● **SET TASK**
Retype only what runs from the beginning of the data through the line with "2-.9 2-2V6c0-1.1-.9-2-2-2zm0 16H5V9h14v11z';"; please omit the pictures and keep every line exact.

● **MATERIAL PROVIDED**
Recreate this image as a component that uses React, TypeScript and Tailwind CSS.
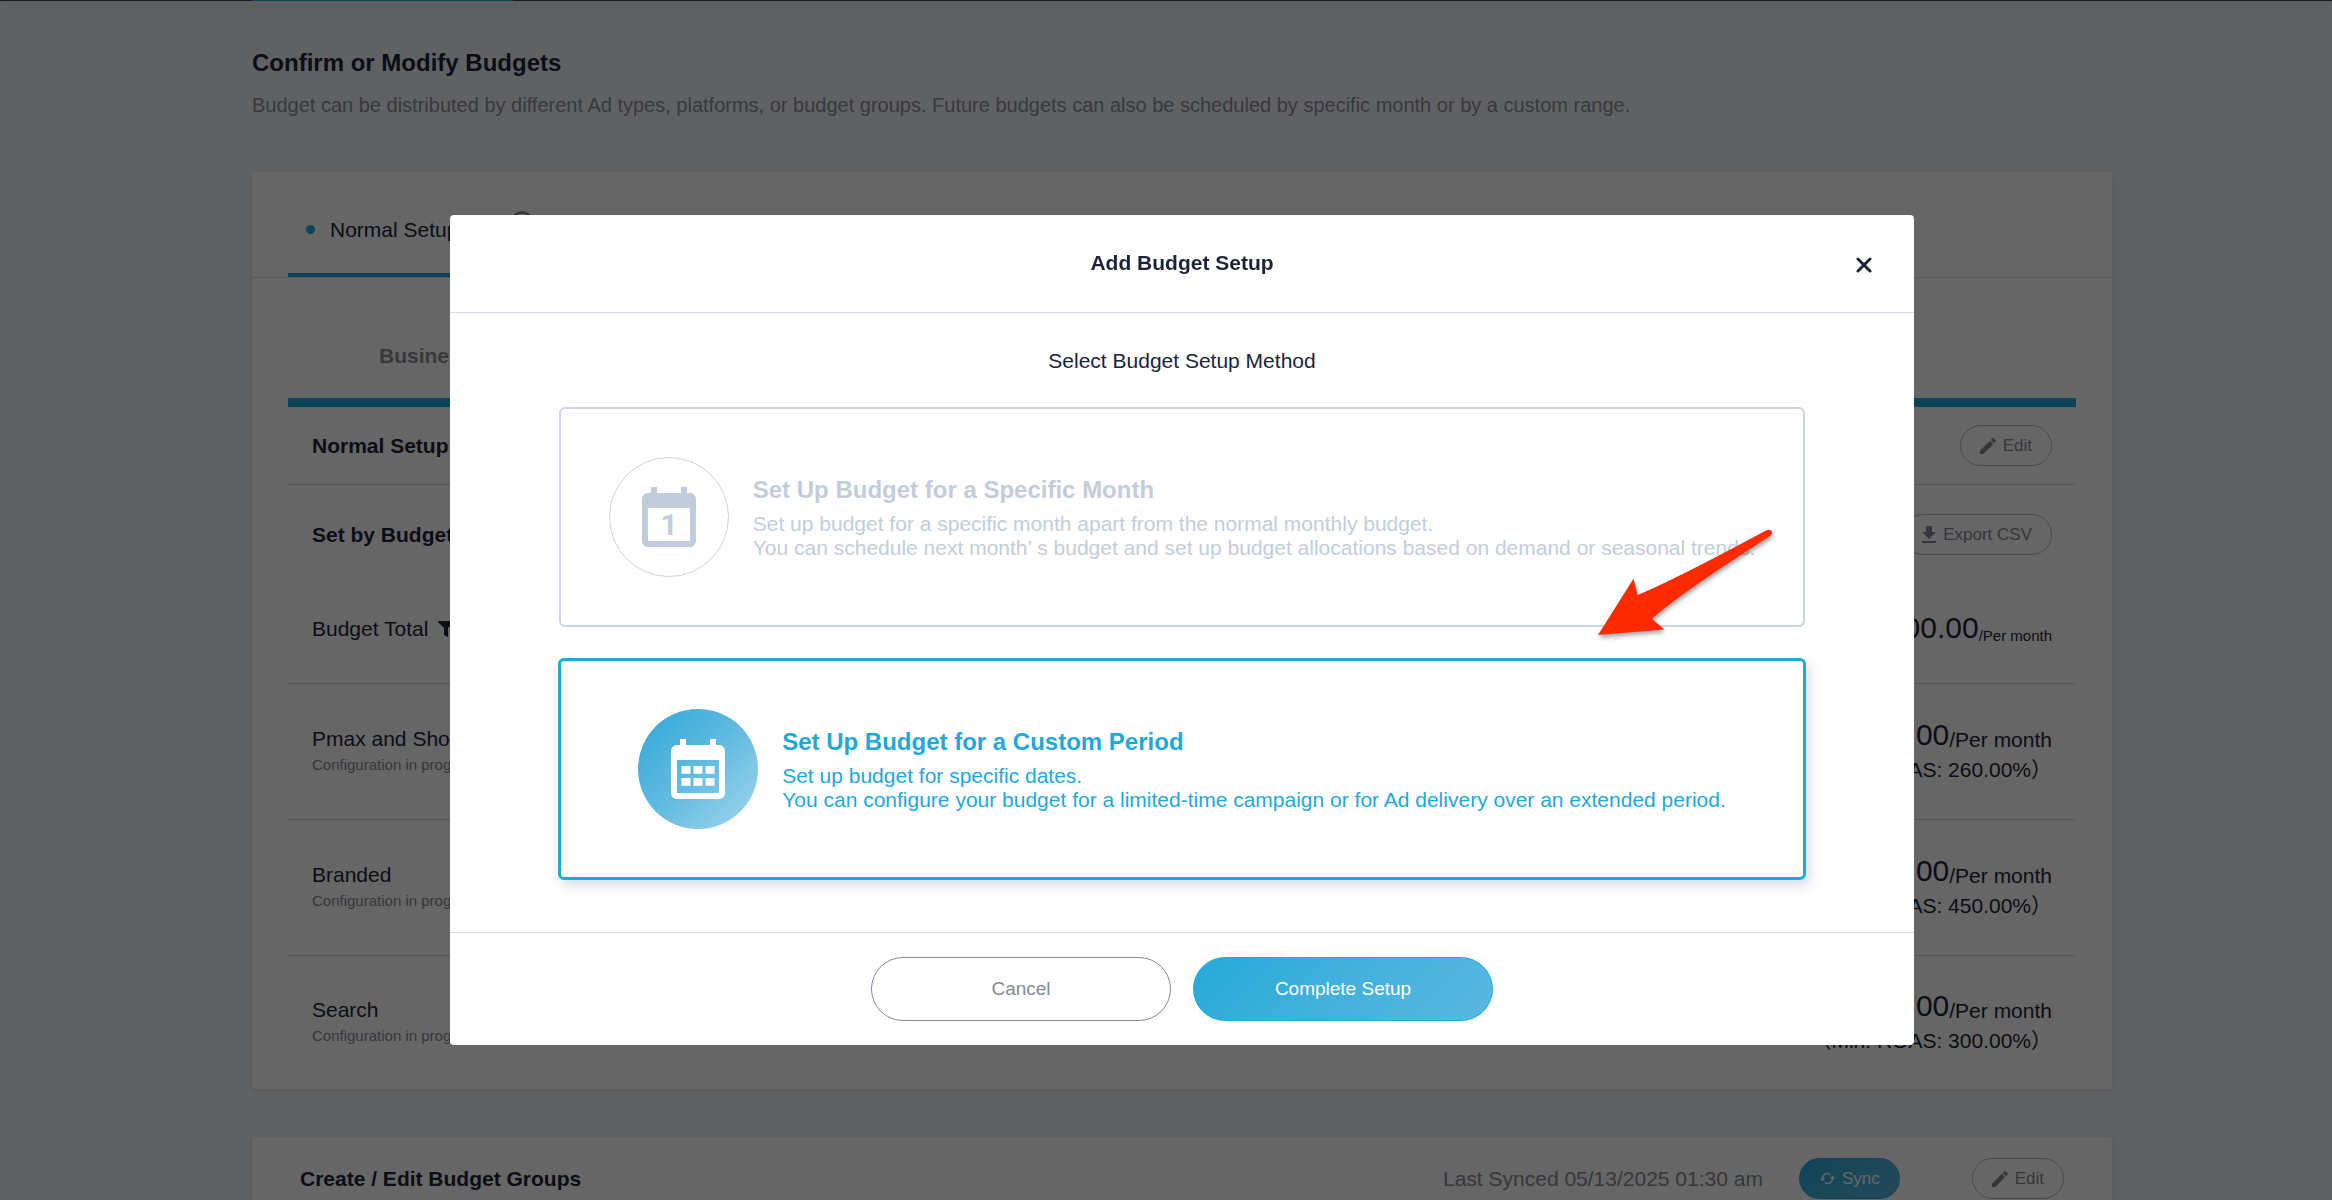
import type { ReactNode } from 'react';
import { FaFilter } from 'react-icons/fa';
import { MdCached, MdHelpOutline } from 'react-icons/md';

type BudgetRow = {
  name: string;
  note: string;
  amount: string;
  roas: string;
};

const BUDGET_ROWS: Array<BudgetRow> = [
  { name: 'Pmax and Shopping', note: 'Configuration in progress', amount: '00.00', roas: '260.00%' },
  { name: 'Branded', note: 'Configuration in progress', amount: '00.00', roas: '450.00%' },
  { name: 'Search', note: 'Configuration in progress', amount: '00.00', roas: '300.00%' },
];

const CALENDAR_PATH =
  'M19 4h-1V2h-2v2H8V2H6v2H5c-1.1 0-2 .9-2 2v14c0 1.1.9 2 2 2h14c1.1 0 2-.9 2-2V6c0-1.1-.9-2-2-2zm0 16H5V9h14v11z';

function PillButton({ icon, children }: { icon: ReactNode; children: ReactNode }) {
  return (
    <button
      type="button"
      className="flex h-[41px] items-center gap-[7px] rounded-full border border-[#b5bac6] px-[19px] text-[17px] text-[#858a98]"
    >
      {icon}
      {children}
    </button>
  );
}

function PencilIcon() {
  return (
    <svg viewBox="3 3 18 18" className="size-4" fill="currentColor" aria-hidden="true">
      <path d="M3 17.250V21h3.750L17.810 9.940l-3.750-3.750L3 17.250zM20.710 7.040c.39-.39.39-1.020 0-1.410l-2.340-2.340c-.39-.39-1.020-.39-1.410 0l-1.830 1.830 3.750 3.750 1.830-1.830z" />
    </svg>
  );
}

function DownloadIcon() {
  return (
    <svg viewBox="5 3 14 17" className="h-[17px] w-[14px]" fill="currentColor" aria-hidden="true">
      <path d="M19 9h-4V3H9v6H5l7 7 7-7zM5 18v2h14v-2H5z" />
    </svg>
  );
}

function MonthIcon() {
  return (
    <svg viewBox="0 0 24 24" className="size-[72px] font-['Roboto',sans-serif]" fill="currentColor" aria-hidden="true">
      <path d={CALENDAR_PATH} />
      <text x="12" y="18" textAnchor="middle" fontSize="10" fontWeight="700">
        1
      </text>
    </svg>
  );
}

function PeriodIcon() {
  return (
    <svg viewBox="0 0 24 24" className="size-[72px]" fill="currentColor" aria-hidden="true">
      <path d={CALENDAR_PATH} />
      <path d="M6.5 11h3v2.6h-3zM10.5 11h3v2.6h-3zM14.5 11h3v2.6h-3zM6.5 15h3v2.6h-3zM10.5 15h3v2.6h-3zM14.5 15h3v2.6h-3z" />
    </svg>
  );
}

function BudgetsCard() {
  return (
    <section className="mt-[55px] rounded bg-white shadow-[0_2px_6px_rgba(30,40,70,0.15)]">
      <div className="flex border-b border-[#d5dae5] pl-9">
        <button
          type="button"
          className="flex h-[105px] w-[200px] items-center gap-[15px] border-b-4 border-[#1fa9d8] pt-[14px] pl-[18px] whitespace-nowrap"
        >
          <span className="size-[9px] rounded-full bg-[#1fa9d8]" />
          Normal Setup
        </button>
        <button type="button" aria-label="Help" className="ml-[20px] h-[105px] pb-1 text-[#858a98]">
          <MdHelpOutline className="size-7" />
        </button>
      </div>

      <div className="px-9">
        <div className="flex border-b-[9px] border-[#1fa9d8] pl-[91px]">
          <button type="button" className="h-[120px] pt-[36px] font-bold text-[#8b8e99]">
            Business
          </button>
        </div>

        <div className="flex h-[78px] items-center justify-between border-b border-[#d5dae5] px-6">
          <h2 className="font-bold">Normal Setup</h2>
          <PillButton icon={<PencilIcon />}>Edit</PillButton>
        </div>

        <div className="flex h-[91px] items-center justify-between px-6 pt-2">
          <h3 className="font-bold">Set by Budget Group</h3>
          <PillButton icon={<DownloadIcon />}>Export CSV</PillButton>
        </div>

        <table className="w-full">
          <tbody>
            <tr className="h-[107px] border-b border-[#d5dae5]">
              <td className="px-6">
                <span className="flex items-center gap-[10px]">
                  Budget Total
                  <FaFilter className="size-4" />
                </span>
              </td>
              <td className="px-6 pb-0.5">
                <span className="flex items-end justify-end leading-none">
                  <span className="text-[30px]">00.00</span>
                  <span className="text-[15px]">/Per month</span>
                </span>
              </td>
            </tr>
            {BUDGET_ROWS.map((row) => (
              <tr key={row.name} className="h-[136px] border-b border-[#d5dae5] last:h-[134px] last:border-b-0">
                <td className="px-6">
                  <p>{row.name}</p>
                  <p className="mt-1 text-[15px] leading-5 text-[#858a98]">{row.note}</p>
                </td>
                <td className="px-6">
                  <p className="flex items-end justify-end leading-none">
                    <span className="text-[30px]">{row.amount}</span>
                    <span>/Per month</span>
                  </p>
                  <p className="mt-2 text-right">（Min. ROAS: {row.roas}）</p>
                </td>
              </tr>
            ))}
          </tbody>
        </table>
      </div>
    </section>
  );
}

function BudgetGroupsCard() {
  return (
    <section className="mt-12 h-[200px] rounded bg-white px-12 pt-[21px] shadow-[0_2px_6px_rgba(30,40,70,0.15)]">
      <div className="flex items-center">
        <h2 className="font-bold">Create / Edit Budget Groups</h2>
        <p className="mr-9 ml-auto text-[#858a98]">Last Synced 05/13/2025 01:30 am</p>
        <button
          type="button"
          className="mr-[72px] flex h-[41px] items-center gap-[6px] rounded-full border border-[#1fa9d8] bg-linear-135 from-[#22aad8] to-[#5ab8e0] px-[19px] text-[17px] text-white"
        >
          <MdCached className="size-[17px]" />
          Sync
        </button>
        <PillButton icon={<PencilIcon />}>Edit</PillButton>
      </div>
    </section>
  );
}

function PointerArrow() {
  return (
    <svg
      viewBox="0 0 190 125"
      className="pointer-events-none absolute top-[305px] right-[134px] h-[125px] w-[190px] drop-shadow-[1px_3px_2px_rgba(0,0,0,0.35)]"
      fill="#ff2a00"
      aria-hidden="true"
    >
      <path d="M8 115 L43.5 58.7 L47.5 75 Q82 61 176.500 10.200 Q180.500 9 182 12 Q182.500 14.200 180 16 Q88 75 62 98.700 L74.300 109.500 Z" />
    </svg>
  );
}

function BudgetSetupDialog() {
  return (
    <div
      role="dialog"
      aria-modal="true"
      aria-labelledby="dialog-title"
      className="relative w-full max-w-[1464px] rounded bg-white"
    >
      <header className="relative flex h-[98px] items-center justify-center border-b border-[#d5dce8] pb-0.5">
        <h2 id="dialog-title" className="font-bold">
          Add Budget Setup
        </h2>
        <button type="button" aria-label="Close" className="absolute right-[42px]">
          <svg viewBox="0 0 16 16" className="mt-1 size-4" stroke="currentColor" strokeWidth="3" strokeLinecap="round">
            <path d="M2 2l12 12M14 2L2 14" />
          </svg>
        </button>
      </header>

      <div className="px-[108px] pt-9 pb-[52px]">
        <p className="text-center">Select Budget Setup Method</p>

        <div className="mt-[34px] px-px">
          <button
            type="button"
            className="flex h-[220px] w-full items-center justify-center gap-6 rounded-md border-2 border-[#ccd5e1] text-left text-[#c2cddb]"
          >
            <span className="flex size-[120px] shrink-0 items-center justify-center rounded-full border border-[#c9d2de]">
              <MonthIcon />
            </span>
            <span className="pt-0.5">
              <span className="block text-2xl leading-7 font-bold">Set Up Budget for a Specific Month</span>
              <span className="mt-2 block">
                Set up budget for a specific month apart from the normal monthly budget.
                <br />
                You can schedule next month’ s budget and set up budget allocations based on demand or seasonal trends.
              </span>
            </span>
          </button>
        </div>

        <button
          type="button"
          className="mt-[31px] flex h-[222px] w-full items-center justify-center gap-6 rounded-md border-3 border-[#1fa9d8] text-left text-[#1fa9d8] shadow-[4px_6px_12px_rgba(80,100,150,0.22)]"
        >
          <span className="flex size-[120px] shrink-0 items-center justify-center rounded-full bg-linear-135 from-[#22a6d6] via-[#62bbe0] to-[#a0d6ec] text-white">
            <PeriodIcon />
          </span>
          <span className="pt-0.5">
            <span className="block text-2xl leading-7 font-bold">Set Up Budget for a Custom Period</span>
            <span className="mt-2 block">
              Set up budget for specific dates.
              <br />
              You can configure your budget for a limited-time campaign or for Ad delivery over an extended period.
            </span>
          </span>
        </button>
      </div>

      <footer className="flex justify-center gap-[22px] border-t border-[#d5dce8] py-6 text-[19px]">
        <button type="button" className="h-16 w-[300px] rounded-full border border-[#858a98] text-[#858a98]">
          Cancel
        </button>
        <button
          type="button"
          className="h-16 w-[300px] rounded-full border border-[#1fa9d8] bg-linear-135 from-[#22aad8] to-[#5ab8e0] text-white"
        >
          Complete Setup
        </button>
      </footer>

      <PointerArrow />
    </div>
  );
}

export default function App() {
  return (
    <div className="h-screen overflow-hidden bg-[#f0f3f7] font-['Liberation_Sans','Noto_Sans_CJK_JP',sans-serif] text-[21px] leading-6 text-[#1c2438]">
      <div className="h-px bg-[#3a3d55] pl-8 shadow-[0_2px_12px_rgba(0,0,0,0.5)]">
        <div className="mx-auto h-px max-w-[1860px]">
          <div className="h-px w-[261px] bg-[#1fa9d8]" />
        </div>
      </div>

      <div className="pl-8">
        <main className="mx-auto max-w-[1860px] pt-[46px]">
          <h1 className="text-2xl leading-8 font-bold">Confirm or Modify Budgets</h1>
          <p className="mt-[14px] text-xl leading-6 text-[#8b8e99]">
            Budget can be distributed by different Ad types, platforms, or budget groups. Future budgets can also be
            scheduled by specific month or by a custom range.
          </p>
          <BudgetsCard />
          <BudgetGroupsCard />
        </main>
      </div>

      <div className="fixed inset-0 flex items-start justify-center bg-black/60 pt-[215px] pl-8">
        <BudgetSetupDialog />
      </div>
    </div>
  );
}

● **SOLUTION BELOW**
Recreate this image as a component that uses React, TypeScript and Tailwind CSS.
import type { ReactNode } from 'react';
import { FaFilter } from 'react-icons/fa';
import { MdCached, MdHelpOutline } from 'react-icons/md';

type BudgetRow = {
  name: string;
  note: string;
  amount: string;
  roas: string;
};

const BUDGET_ROWS: Array<BudgetRow> = [
  { name: 'Pmax and Shopping', note: 'Configuration in progress', amount: '00.00', roas: '260.00%' },
  { name: 'Branded', note: 'Configuration in progress', amount: '00.00', roas: '450.00%' },
  { name: 'Search', note: 'Configuration in progress', amount: '00.00', roas: '300.00%' },
];

const CALENDAR_PATH =
  'M19 4h-1V2h-2v2H8V2H6v2H5c-1.1 0-2 .9-2 2v14c0 1.1.9 2 2 2h14c1.1 0 2-.9 2-2V6c0-1.1-.9-2-2-2zm0 16H5V9h14v11z';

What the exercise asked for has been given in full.